Ma l’immigrazione non può essere piegata a tali anguste misure e, dunque, alle conseguenti decisioni di governo: respingimenti, espulsioni, detenzione. Di conseguenza, l’evento governativo di Cutro è risultato un fatto irreligioso e sconsacrato proprio perché totalmente incapace di considerare il fattore umano e la sua radice più profonda. Ciò che in Occidente, nell’età contemporanea, chiamiamo sacro rimanda all’idea di persona che lo sviluppo della civiltà ha elaborato e che si fonda sul concetto di dignità. È tale concetto a costituire il tratto unico e irripetibile dell’individuo e a rappresentare il valore essenziale delle relazioni umane e il fondamento stesso del legame sociale. È esattamente questo che fa della vita di ogni persona un bene intangibile e della sua morte un evento di crisi. E una lacerazione non rimarginabile. È esattamente questo che rende concreto, concretissimo, l’antico ammonimento: la morte di un solo individuo rappresenta la perdita dell’intera umanità. L’irreligiosità di quella iniziativa del Governo a Cutro, l’assenza di ogni elemento di sacralità, il mancato tributo ai defunti e l’indifferenza verso i sopravvissuti sono altrettante spie di quell’atteggiamento mentale: i migranti non hanno la dignità di persone o comunque non hanno una dignità pari alla nostra. Vengono degradati, cioè, a cose: “scarpe, telefonino e orologino”.

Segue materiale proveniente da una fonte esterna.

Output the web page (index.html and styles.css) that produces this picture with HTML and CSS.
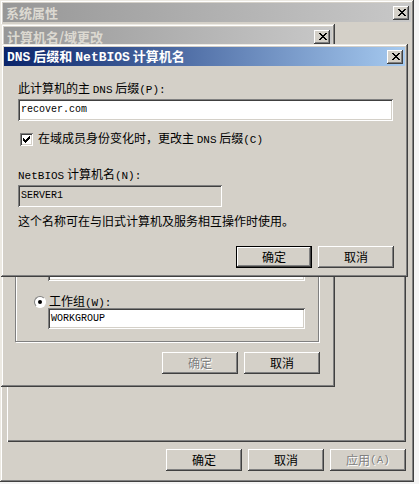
FILE: index.html
```html
<!DOCTYPE html>
<html>
<head>
    <title>系统属性</title>
    <link rel="stylesheet" href="styles.css">
</head>
<body>
    <!-- System properties (back) -->
    <div class="win outer">
        <div class="title off">
            <span>系统属性</span>
            <span class="close"><svg width="8" height="7" viewBox="0 0 8 7" shape-rendering="crispEdges"><path d="M0 0h2v1H0zM6 0h2v1H6zM1 1h2v1H1zM5 1h2v1H5zM2 2h4v1H2zM3 3h2v1H3zM2 4h4v1H2zM1 5h2v1H1zM5 5h2v1H5zM0 6h2v1H0zM6 6h2v1H6z"/></svg></span>
        </div>
        <div class="outer-body">
            <div class="tabpanel"></div>
            <div class="btnrow">
                <div class="btn">确定</div>
                <div class="btn">取消</div>
                <div class="btn dis">应用<span class="a">(A)</span></div>
            </div>
        </div>
    </div>

    <!-- Computer name / domain changes (middle) -->
    <div class="win mid">
        <div class="title off">
            <span>计算机名/域更改</span>
            <span class="close"><svg width="8" height="7" viewBox="0 0 8 7" shape-rendering="crispEdges"><path d="M0 0h2v1H0zM6 0h2v1H6zM1 1h2v1H1zM5 1h2v1H5zM2 2h4v1H2zM3 3h2v1H3zM2 4h4v1H2zM1 5h2v1H1zM5 5h2v1H5zM0 6h2v1H0zM6 6h2v1H6z"/></svg></span>
        </div>
        <div class="mid-body">
            <div class="group">
                <div class="radio-row"><span class="radio"></span><span>域<span class="a">(D):</span></span></div>
                <div class="field dom"></div>
                <div class="radio-row"><span class="radio on"></span><span>工作组<span class="a">(W):</span></span></div>
                <div class="field">WORKGROUP</div>
            </div>
            <div class="btnrow">
                <div class="btn dis">确定</div>
                <div class="btn">取消</div>
            </div>
        </div>
    </div>

    <!-- DNS suffix and NetBIOS name (front) -->
    <div class="win dns">
        <div class="title on">
            <span><span class="a">DNS</span> 后缀和 <span class="a">NetBIOS</span> 计算机名</span>
            <span class="close"><svg width="8" height="7" viewBox="0 0 8 7" shape-rendering="crispEdges"><path d="M0 0h2v1H0zM6 0h2v1H6zM1 1h2v1H1zM5 1h2v1H5zM2 2h4v1H2zM3 3h2v1H3zM2 4h4v1H2zM1 5h2v1H1zM5 5h2v1H5zM0 6h2v1H0zM6 6h2v1H6z"/></svg></span>
        </div>
        <div class="dns-body">
            <div class="label">此计算机的主 <span class="a">DNS</span> 后缀<span class="a">(P):</span></div>
            <div class="field suffix">recover.com</div>
            <div class="check-row">
                <span class="check"><svg width="7" height="7" viewBox="0 0 7 7" shape-rendering="crispEdges"><path d="M6 0h1v3H6zM5 1h1v3H5zM4 2h1v3H4zM0 2h1v3H0zM1 3h1v3H1zM2 4h1v3H2zM3 3h1v3H3z"/></svg></span>
                <span>在域成员身份变化时，更改主 <span class="a">DNS</span> 后缀<span class="a">(C)</span></span>
            </div>
            <div class="label nb"><span class="a">NetBIOS</span> 计算机名<span class="a">(N):</span></div>
            <div class="field ro">SERVER1</div>
            <div class="label desc">这个名称可在与旧式计算机及服务相互操作时使用。</div>
            <div class="btnrow">
                <div class="btn def">确定</div>
                <div class="btn">取消</div>
            </div>
        </div>
    </div>
</body>
</html>
```

FILE: styles.css
```css
* {
    box-sizing: border-box;
}
body {
    margin: 0;
    width: 419px;
    height: 484px;
    position: relative;
    overflow: hidden;
    background-color: #f4f4f4;
    font-family: "Noto Sans CJK SC", sans-serif;
    font-size: 12px;
    line-height: 14px;
    color: #000;
}
.a {
    font-family: "Liberation Mono", monospace;
    font-size: 11px;
}
.win {
    position: absolute;
    display: flex;
    flex-direction: column;
    padding: 3px;
    background-color: #d4d0c8;
    box-shadow: inset -1px -1px #404040, inset 1px 1px #ece9e2, inset -2px -2px #808080, inset 2px 2px #fff;
}
.outer {
    left: 0;
    top: 0;
    width: 414px;
    height: 482px;
}
.mid {
    left: 1px;
    top: 24px;
    width: 334px;
    height: 363px;
}
.dns {
    left: 1px;
    top: 44px;
    width: 407px;
    height: 233px;
}
.title {
    flex: none;
    height: 19px;
    display: flex;
    align-items: center;
    justify-content: space-between;
    padding: 0 2px 0 3px;
    font-weight: bold;
    font-size: 13px;
    line-height: 19px;
}
.title .a {
    font-size: 13px;
}
.title.off {
    background: linear-gradient(to right, #979797, #c8c8c8);
    color: #dcd9d1;
}
.title.on {
    background: linear-gradient(to right, #0a246a, #a6caf0);
    color: #fff;
}
.close {
    width: 16px;
    height: 14px;
    display: flex;
    align-items: center;
    justify-content: center;
    padding-left: 1px;
    background-color: #d4d0c8;
    box-shadow: inset -1px -1px #404040, inset 1px 1px #fff, inset -2px -2px #808080;
}
.btnrow {
    display: flex;
    justify-content: flex-end;
    gap: 6px;
}
.btn {
    width: 76px;
    height: 22px;
    display: flex;
    align-items: center;
    justify-content: center;
    background-color: #d4d0c8;
    box-shadow: inset -1px -1px #404040, inset 1px 1px #fff, inset -2px -2px #808080;
}
.btn.def {
    box-shadow: inset 0 0 0 1px #000, inset -2px -2px #404040, inset 2px 2px #fff, inset -3px -3px #808080;
}
.btn.dis {
    color: #808080;
    text-shadow: 1px 1px #fff;
}
.field {
    height: 21px;
    display: flex;
    align-items: center;
    padding: 0 3px;
    background-color: #fff;
    font-family: "Liberation Mono", monospace;
    font-size: 10px;
    box-shadow: inset 1px 1px #808080, inset -1px -1px #fff, inset 2px 2px #404040, inset -2px -2px #d4d0c8;
}
.field.ro {
    width: 204px;
    height: 22px;
    background-color: #d4d0c8;
}

/* outer window */
.outer-body {
    flex: 1;
    display: flex;
    flex-direction: column;
    padding: 0 5px 8px 4px;
}
.tabpanel {
    flex: 1;
    margin-top: 30px;
    box-shadow: inset 1px 1px #fff, inset -1px -1px #404040, inset -2px -2px #808080;
}
.outer-body .btnrow {
    margin-top: 7px;
}

/* middle window */
.mid-body {
    flex: 1;
    display: flex;
    flex-direction: column;
    justify-content: flex-end;
    padding: 0 13px 10px 11px;
}
.group {
    display: flex;
    flex-direction: column;
    padding: 10px 13px 12px 32px;
    border: 1px solid #808080;
    box-shadow: 1px 1px 0 #fff, inset 1px 1px #fff;
}
.radio-row {
    height: 13px;
    display: flex;
    align-items: center;
    gap: 3px;
    margin-left: -14px;
}
.radio {
    position: relative;
    width: 12px;
    height: 12px;
    border-radius: 50%;
    background-color: #fff;
    border: 1px solid;
    border-color: #808080 #fff #fff #808080;
}
.radio.on::after {
    content: "";
    position: absolute;
    left: 3px;
    top: 3px;
    width: 4px;
    height: 4px;
    border-radius: 50%;
    background-color: #000;
}
.field.dom {
    margin: 3px 0 14px;
}
.mid-body .btnrow {
    margin-top: 10px;
    margin-right: -1px;
}

/* dns window */
.dns-body {
    flex: 1;
    display: flex;
    flex-direction: column;
    padding: 15px 12px 0 14px;
}
.field.suffix {
    height: 22px;
    margin-top: 2px;
}
.check-row {
    height: 14px;
    margin-top: 11px;
    display: flex;
    align-items: center;
    gap: 5px;
}
.check {
    width: 13px;
    height: 13px;
    margin-left: 2px;
    display: flex;
    align-items: center;
    justify-content: center;
    background-color: #fff;
    box-shadow: inset 1px 1px #808080, inset -1px -1px #fff, inset 2px 2px #404040, inset -2px -2px #d4d0c8;
}
.label.nb {
    margin-top: 21px;
}
.field.ro {
    margin-top: 2px;
}
.label.desc {
    margin-top: 7px;
}
.dns-body .btnrow {
    margin-top: 18px;
    margin-right: -1px;
}
```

Sono un allarme sociale e un’emergenza criminale, una minaccia e una invasione, un fattore di disordine e una insidia. La loro qualità di esseri umani titolari di una irriducibile dignità - e per questo, come si diceva, sacri - viene cancellata. Eppure, una diversa e più degna e rispettosa considerazione dei migranti sarebbe compatibile anche con una politica migratoria conservatrice. Perché aggiungervi, dunque, questo elemento di malvagità? E tanto ostentato sprezzo? Perché, credo, è congeniale a una operazione culturale e ideologica che mira ad abbassare il livello di senso morale della società italiana. Se di questo si tratta, la posta in gioco è davvero alta.